Copy the data below exactly, omitting any picture it contains.
--- Given material ---
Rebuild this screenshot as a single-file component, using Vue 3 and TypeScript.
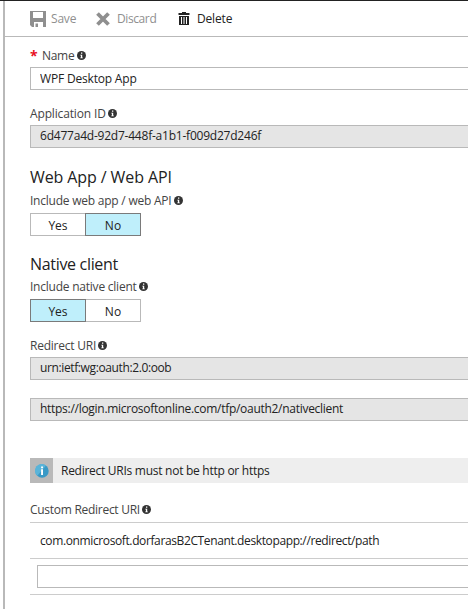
<script setup lang="ts">
import { defineComponent, h, ref } from 'vue'

const name = ref('WPF Desktop App')
const newUri = ref('')
const webApp = ref(false)
const nativeClient = ref(true)

const InfoDot = defineComponent({
  setup: () => () =>
    h('svg', { class: 'info-dot', width: 9, height: 9, viewBox: '0 0 9 9', 'aria-hidden': 'true' }, [
      h('circle', { cx: 4.5, cy: 4.5, r: 4.5, fill: '#333' }),
      h('path', { d: 'M4 1.5h1.3v1.2H4zM3.3 3.7h1.9v2.8h.6v.8H3.3v-.8h.6V4.5h-.6z', fill: '#fff' }),
    ]),
})
</script>

<template>
  <main class="blade">
    <nav class="toolbar">
      <button class="command save" disabled>
        <svg width="16" height="16" viewBox="0 0 16 16">
          <path fill="#8f8f8f" fill-rule="evenodd" d="M0 0h16v16h-3v-5H4v5H2l-2-2zM3 1v6h10V1z" />
          <path fill="#8f8f8f" d="M5.5 12.5h2.5V16H5.5z" />
        </svg>
        <span>Save</span>
      </button>
      <button class="command discard" disabled>
        <svg width="14" height="14" viewBox="0 0 14 14">
          <path fill="none" stroke="#8f8f8f" stroke-width="3.8" d="M1.5 1.5 12.5 12.5M12.5 1.5 1.5 12.5" />
        </svg>
        <span>Discard</span>
      </button>
      <button class="command delete">
        <svg width="12" height="14" viewBox="0 0 12 14">
          <path fill="#222" fill-rule="evenodd" d="M4 0h4v1h3.5v2H.5V1H4zM1 4h10v9H1zM3 5v7h1V5zM5.5 5v7h1V5zM8 5v7h1V5z" />
        </svg>
        <span>Delete</span>
      </button>
    </nav>

    <section class="form">
      <label class="label name-label"><b class="required">*</b><span class="t-name">Name</span><InfoDot /></label>
      <input v-model="name" class="field t-value" aria-label="Name" />

      <label class="label id-label"><span class="t-id">Application ID</span><InfoDot /></label>
      <div class="field readonly t-guid">6d477a4d-92d7-448f-a1b1-f009d27d246f</div>

      <h2 class="heading web-heading">Web App / Web API</h2>
      <label class="label web-label"><span>Include web app / web API</span><InfoDot /></label>
      <div class="toggle">
        <button :class="{ on: webApp }" @click="webApp = true">Yes</button>
        <button :class="{ on: !webApp }" @click="webApp = false">No</button>
      </div>

      <h2 class="heading native-heading">Native client</h2>
      <label class="label native-label"><span>Include native client</span><InfoDot /></label>
      <div class="toggle">
        <button :class="{ on: nativeClient }" @click="nativeClient = true">Yes</button>
        <button :class="{ on: !nativeClient }" @click="nativeClient = false">No</button>
      </div>

      <label class="label redirect-label"><span>Redirect URI</span><InfoDot /></label>
      <div class="field readonly t-urn">urn:ietf:wg:oauth:2.0:oob</div>
      <div class="field readonly second t-https">https://login.microsoftonline.com/tfp/oauth2/nativeclient</div>

      <div class="notice">
        <span class="notice-icon">
          <svg width="14" height="14" viewBox="0 0 14 14">
            <circle cx="7" cy="7" r="6.7" fill="#3999c6" />
            <path fill="#59b4d9" d="M2.3 11.8A6.7 6.7 0 0 1 11 1.6z" />
            <path fill="#fff" d="M6.1 2.6h1.9v1.7H6.1zM6.1 5.3h1.9v5.8H6.1z" />
          </svg>
        </span>
        <span class="notice-text">Redirect URIs must not be http or https</span>
      </div>

      <label class="label custom-label"><span>Custom Redirect URI</span><InfoDot /></label>
      <div class="row uri">com.onmicrosoft.dorfarasB2CTenant.desktopapp://redirect/path</div>
      <div class="row entry">
        <input v-model="newUri" class="field" aria-label="Custom Redirect URI" />
      </div>
    </section>
  </main>
</template>

<style>
body {
  background: #fff;
  overflow: hidden;
}
</style>

<style scoped>
.blade,
.blade * {
  box-sizing: border-box;
}
.blade {
  height: 609px;
  padding-left: 3px;
  border-top: 1px solid #222;
  overflow: hidden;
  font: 12px/16px "Open Sans", "Noto Sans", sans-serif;
  color: #222;
}
button,
input {
  margin: 0;
  font: inherit;
  color: inherit;
  border-radius: 0;
  outline: none;
}
.toolbar {
  display: flex;
  height: 36px;
  padding-left: 25px;
  border-left: 2px solid #b9b9b9;
  border-bottom: 1px solid #b9b9b9;
}
.command {
  display: flex;
  align-items: center;
  padding: 0;
  border: 0;
  background: none;
}
.command:disabled {
  color: #8f8f8f;
}
.save {
  gap: 5px;
  width: 66px;
  letter-spacing: -0.2px;
}
.discard {
  gap: 7px;
  width: 82px;
  letter-spacing: -0.4px;
}
.delete {
  gap: 7px;
  letter-spacing: -0.17px;
}
.form {
  height: 572px;
  padding: 11px 0 0 25px;
  border-left: 2px solid #b9b9b9;
}
.label {
  display: flex;
  align-items: center;
  gap: 3px;
  height: 16px;
  color: #444;
  letter-spacing: -0.23px;
}
.info-dot {
  margin: 0 0 1px -0.6px;
}
.name-label {
  margin-bottom: 3px;
}
.required {
  width: 9px;
  height: 16px;
  font-size: 14px;
  color: #e81123;
}
.t-name {
  letter-spacing: -0.3px;
}
.field {
  display: block;
  width: 100%;
  height: 23px;
  padding: 0 9px;
  border: 1px solid #b9b9b9;
  border-right: 0;
  background: #fff;
  line-height: 20px;
}
.readonly {
  background: #e5e5e5;
}
.t-value {
  letter-spacing: -0.18px;
}
.id-label {
  margin: 16px 0 3px;
}
.t-id {
  letter-spacing: -0.15px;
}
.t-guid {
  letter-spacing: -0.22px;
}
.heading {
  margin: 0;
  font-size: 16px;
  line-height: 22px;
  font-weight: 400;
}
.web-heading {
  margin-top: 18px;
  letter-spacing: -0.1px;
}
.web-label {
  margin: 5px 0 4px;
}
.toggle {
  display: flex;
  width: 111px;
  height: 23px;
}
.toggle button {
  width: 56px;
  padding: 2px 0 0;
  border: 1px solid #b9b9b9;
  background: #fff;
  line-height: 20px;
}
.toggle button + button {
  margin-left: -1px;
}
.toggle .on {
  position: relative;
  border-color: #7a7a7a;
  background: #bfeffb;
}
.native-heading {
  margin-top: 17px;
  letter-spacing: -0.32px;
}
.native-label {
  margin: 4px 0 4px;
}
.redirect-label {
  margin: 16px 0 3px;
}
.t-urn {
  letter-spacing: -0.38px;
}
.second {
  margin-top: 18px;
}
.t-https {
  letter-spacing: -0.285px;
}
.notice {
  display: flex;
  height: 25px;
  margin-top: 37px;
  background: #eee;
}
.notice-icon {
  display: flex;
  align-items: center;
  justify-content: center;
  width: 23px;
  background: #b9b9b9;
}
.notice-text {
  padding-left: 8px;
  line-height: 25px;
  letter-spacing: -0.27px;
}
.custom-label {
  margin: 19px 0 4px;
  letter-spacing: -0.28px;
}
.row {
  height: 36px;
  border-top: 1px solid #ccc;
}
.uri {
  padding-left: 10px;
  line-height: 36px;
  letter-spacing: -0.38px;
}
.entry {
  height: 37px;
  padding: 6px 0 0 7px;
  border-bottom: 1px solid #ccc;
}
</style>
---
- Completed exercise
Rebuild this screenshot as a single-file component, using Vue 3 and TypeScript.
<script setup lang="ts">
import { defineComponent, h, ref } from 'vue'

const name = ref('WPF Desktop App')
const newUri = ref('')
const webApp = ref(false)
const nativeClient = ref(true)

const InfoDot = defineComponent({
  setup: () => () =>
    h('svg', { class: 'info-dot', width: 9, height: 9, viewBox: '0 0 9 9', 'aria-hidden': 'true' }, [
      h('circle', { cx: 4.5, cy: 4.5, r: 4.5, fill: '#333' }),
      h('path', { d: 'M4 1.5h1.3v1.2H4zM3.3 3.7h1.9v2.8h.6v.8H3.3v-.8h.6V4.5h-.6z', fill: '#fff' }),
    ]),
})
</script>

<template>
  <main class="blade">
    <nav class="toolbar">
      <button class="command save" disabled>
        <svg width="16" height="16" viewBox="0 0 16 16">
          <path fill="#8f8f8f" fill-rule="evenodd" d="M0 0h16v16h-3v-5H4v5H2l-2-2zM3 1v6h10V1z" />
          <path fill="#8f8f8f" d="M5.5 12.5h2.5V16H5.5z" />
        </svg>
        <span>Save</span>
      </button>
      <button class="command discard" disabled>
        <svg width="14" height="14" viewBox="0 0 14 14">
          <path fill="none" stroke="#8f8f8f" stroke-width="3.8" d="M1.5 1.5 12.5 12.5M12.5 1.5 1.5 12.5" />
        </svg>
        <span>Discard</span>
      </button>
      <button class="command delete">
        <svg width="12" height="14" viewBox="0 0 12 14">
          <path fill="#222" fill-rule="evenodd" d="M4 0h4v1h3.5v2H.5V1H4zM1 4h10v9H1zM3 5v7h1V5zM5.5 5v7h1V5zM8 5v7h1V5z" />
        </svg>
        <span>Delete</span>
      </button>
    </nav>

    <section class="form">
      <label class="label name-label"><b class="required">*</b><span class="t-name">Name</span><InfoDot /></label>
      <input v-model="name" class="field t-value" aria-label="Name" />

      <label class="label id-label"><span class="t-id">Application ID</span><InfoDot /></label>
      <div class="field readonly t-guid">6d477a4d-92d7-448f-a1b1-f009d27d246f</div>

      <h2 class="heading web-heading">Web App / Web API</h2>
      <label class="label web-label"><span>Include web app / web API</span><InfoDot /></label>
      <div class="toggle">
        <button :class="{ on: webApp }" @click="webApp = true">Yes</button>
        <button :class="{ on: !webApp }" @click="webApp = false">No</button>
      </div>

      <h2 class="heading native-heading">Native client</h2>
      <label class="label native-label"><span>Include native client</span><InfoDot /></label>
      <div class="toggle">
        <button :class="{ on: nativeClient }" @click="nativeClient = true">Yes</button>
        <button :class="{ on: !nativeClient }" @click="nativeClient = false">No</button>
      </div>

      <label class="label redirect-label"><span>Redirect URI</span><InfoDot /></label>
      <div class="field readonly t-urn">urn:ietf:wg:oauth:2.0:oob</div>
      <div class="field readonly second t-https">https://login.microsoftonline.com/tfp/oauth2/nativeclient</div>

      <div class="notice">
        <span class="notice-icon">
          <svg width="14" height="14" viewBox="0 0 14 14">
            <circle cx="7" cy="7" r="6.7" fill="#3999c6" />
            <path fill="#59b4d9" d="M2.3 11.8A6.7 6.7 0 0 1 11 1.6z" />
            <path fill="#fff" d="M6.1 2.6h1.9v1.7H6.1zM6.1 5.3h1.9v5.8H6.1z" />
          </svg>
        </span>
        <span class="notice-text">Redirect URIs must not be http or https</span>
      </div>

      <label class="label custom-label"><span>Custom Redirect URI</span><InfoDot /></label>
      <div class="row uri">com.onmicrosoft.dorfarasB2CTenant.desktopapp://redirect/path</div>
      <div class="row entry">
        <input v-model="newUri" class="field" aria-label="Custom Redirect URI" />
      </div>
    </section>
  </main>
</template>

<style>
body {
  background: #fff;
  overflow: hidden;
}
</style>

<style scoped>
.blade,
.blade * {
  box-sizing: border-box;
}
.blade {
  height: 609px;
  padding-left: 3px;
  border-top: 1px solid #222;
  overflow: hidden;
  font: 12px/16px "Open Sans", "Noto Sans", sans-serif;
  color: #222;
}
button,
input {
  margin: 0;
  font: inherit;
  color: inherit;
  border-radius: 0;
  outline: none;
}
.toolbar {
  display: flex;
  height: 36px;
  padding-left: 25px;
  border-left: 2px solid #b9b9b9;
  border-bottom: 1px solid #b9b9b9;
}
.command {
  display: flex;
  align-items: center;
  padding: 0;
  border: 0;
  background: none;
}
.command:disabled {
  color: #8f8f8f;
}
.save {
  gap: 5px;
  width: 66px;
  letter-spacing: -0.2px;
}
.discard {
  gap: 7px;
  width: 82px;
  letter-spacing: -0.4px;
}
.delete {
  gap: 7px;
  letter-spacing: -0.17px;
}
.form {
  height: 572px;
  padding: 11px 0 0 25px;
  border-left: 2px solid #b9b9b9;
}
.label {
  display: flex;
  align-items: center;
  gap: 3px;
  height: 16px;
  color: #444;
  letter-spacing: -0.23px;
}
.info-dot {
  margin: 0 0 1px -0.6px;
}
.name-label {
  margin-bottom: 3px;
}
.required {
  width: 9px;
  height: 16px;
  font-size: 14px;
  color: #e81123;
}
.t-name {
  letter-spacing: -0.3px;
}
.field {
  display: block;
  width: 100%;
  height: 23px;
  padding: 0 9px;
  border: 1px solid #b9b9b9;
  border-right: 0;
  background: #fff;
  line-height: 20px;
}
.readonly {
  background: #e5e5e5;
}
.t-value {
  letter-spacing: -0.18px;
}
.id-label {
  margin: 16px 0 3px;
}
.t-id {
  letter-spacing: -0.15px;
}
.t-guid {
  letter-spacing: -0.22px;
}
.heading {
  margin: 0;
  font-size: 16px;
  line-height: 22px;
  font-weight: 400;
}
.web-heading {
  margin-top: 18px;
  letter-spacing: -0.1px;
}
.web-label {
  margin: 5px 0 4px;
}
.toggle {
  display: flex;
  width: 111px;
  height: 23px;
}
.toggle button {
  width: 56px;
  padding: 2px 0 0;
  border: 1px solid #b9b9b9;
  background: #fff;
  line-height: 20px;
}
.toggle button + button {
  margin-left: -1px;
}
.toggle .on {
  position: relative;
  border-color: #7a7a7a;
  background: #bfeffb;
}
.native-heading {
  margin-top: 17px;
  letter-spacing: -0.32px;
}
.native-label {
  margin: 4px 0 4px;
}
.redirect-label {
  margin: 16px 0 3px;
}
.t-urn {
  letter-spacing: -0.38px;
}
.second {
  margin-top: 18px;
}
.t-https {
  letter-spacing: -0.285px;
}
.notice {
  display: flex;
  height: 25px;
  margin-top: 37px;
  background: #eee;
}
.notice-icon {
  display: flex;
  align-items: center;
  justify-content: center;
  width: 23px;
  background: #b9b9b9;
}
.notice-text {
  padding-left: 8px;
  line-height: 25px;
  letter-spacing: -0.27px;
}
.custom-label {
  margin: 19px 0 4px;
  letter-spacing: -0.28px;
}
.row {
  height: 36px;
  border-top: 1px solid #ccc;
}
.uri {
  padding-left: 10px;
  line-height: 36px;
  letter-spacing: -0.38px;
}
.entry {
  height: 37px;
  padding: 6px 0 0 7px;
  border-bottom: 1px solid #ccc;
}
</style>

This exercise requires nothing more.